Creo que el verdadero filósofo -ph(f)ilo-sofía:
amante del saber, no del simple conocer- ha de tener mucho de poeta y de
místico, porque su saber ha de partir de su propia gnosis: experiencia
sapiencial.
El diálogo
Sólo podemos
dialogar desde una cultura determinada, esto es patente. Pero de igual forma
que solamente podemos comunicarnos en una lengua en cada momento –en diversos
momentos podemos cambiar de idioma-, también lo es que el uso de esa lengua ha
de ser verdadero instrumento de la comunicación, no meramente instrumento sino
símbolo –y el símbolo no se puede cambiar por otro sin que cambie lo
simbolizado, de lo contrario sería simplemente signo-. De igual manera la cultura
desde la que dialoguemos ha de ser símbolo de la universalidad, no puede estar
constreñida a su particularidad con pretensiones de ser universal. ¿Cómo puede
ser una cultura símbolo de universalidad?
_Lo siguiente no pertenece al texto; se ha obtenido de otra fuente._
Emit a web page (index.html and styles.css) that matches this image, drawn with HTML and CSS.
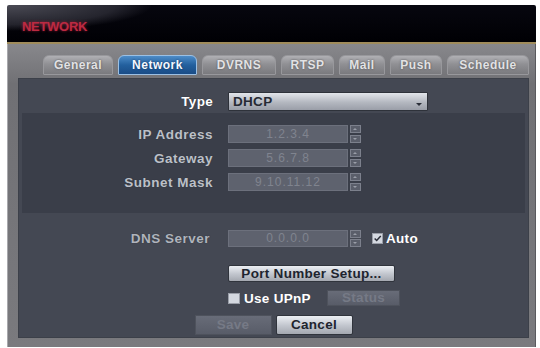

Si está fundamentada en experiencias
válidas para todos los nacidos del “humus”, para todos los hombres –sean
mujeres o varones-.
Ha habido a
lo largo del siglo XX una serie de pensadores que han estudiado las más
variadas culturas y religiones del mundo, entre ellos Huston Smith, Jean Gebser,
Ken Wilber… que han definido o perfilado una serie de elementos presentes en
todas las culturas y a los que se les denomina con la expresión: “sabiduría perenne” –no se ha de
confundir con la filosofía perenne de la escolástica a la que los propios
escolásticos solían llamar perenne, por considerarla válida para todos los
tiempos y lugares-. Una doctrina sea cual sea no será nunca universalmente
válida, ni perenne a través de los siglos. Lo único permanente, aunque
inaprensible –solo vislumbrable- para la razón, es la experiencia del Ser:
llamémosle la experiencia de lo Divino, la experiencia del Misterio, la
experiencia de ese Yo que, aunque nos pueda parecer confuso a la razón pues la
transciende –no es el ego, ni el id-, es realmente supra-objetivo y
trans-subjetivo. Esa experiencia trans-racional que aparece en todas las
culturas, en todas las tradiciones del pensamiento. De esta experiencia dice
Heidegger que lo es de esa “región de
todas las regiones” (citado por Cavallé) y está más allá de todo conflicto
entre las civilizaciones. Las doctrinas, las culturas son simplemente
indicaciones, que nos sirven de señal para ayudarnos a experimentar.
Dialogando
desde esta base, podremos ver los límites de nuestra propia cultura y los de
las otras. Recordemos a Tomás de Aquino que tras esa experiencia de lo Divino consideró
paja todo cuanto había escrito… o a Juan de la Cruz saliendo por la secreta
escala… a oscuras y segura…o a Pablo recibiendo la iluminación
camino de Damasco. Tomaremos conciencia de la unilateralidad de toda
doctrina o cultura. Percibiremos lo que
nunca habíamos percibido antes: nuestros prejuicios culturales inconscientes
asumidos como horizontes de inteligibilidad… a la vez que de todo lo
verdaderamente válido y perenne de la misma.
Y este
diálogo es sencillamente una cosa: abrirse a la sabiduría, tome la forma que
tome, no a la doctrina meramente. Amarla. Por descontado, esto es obra de
todos, no de unos pocos. Es una digestión de múltiples alimentos –que sean alimentos- y la asimilación posterior por la
que se transforman aquellos en el propio cuerpo. Es la metanoia del hombre.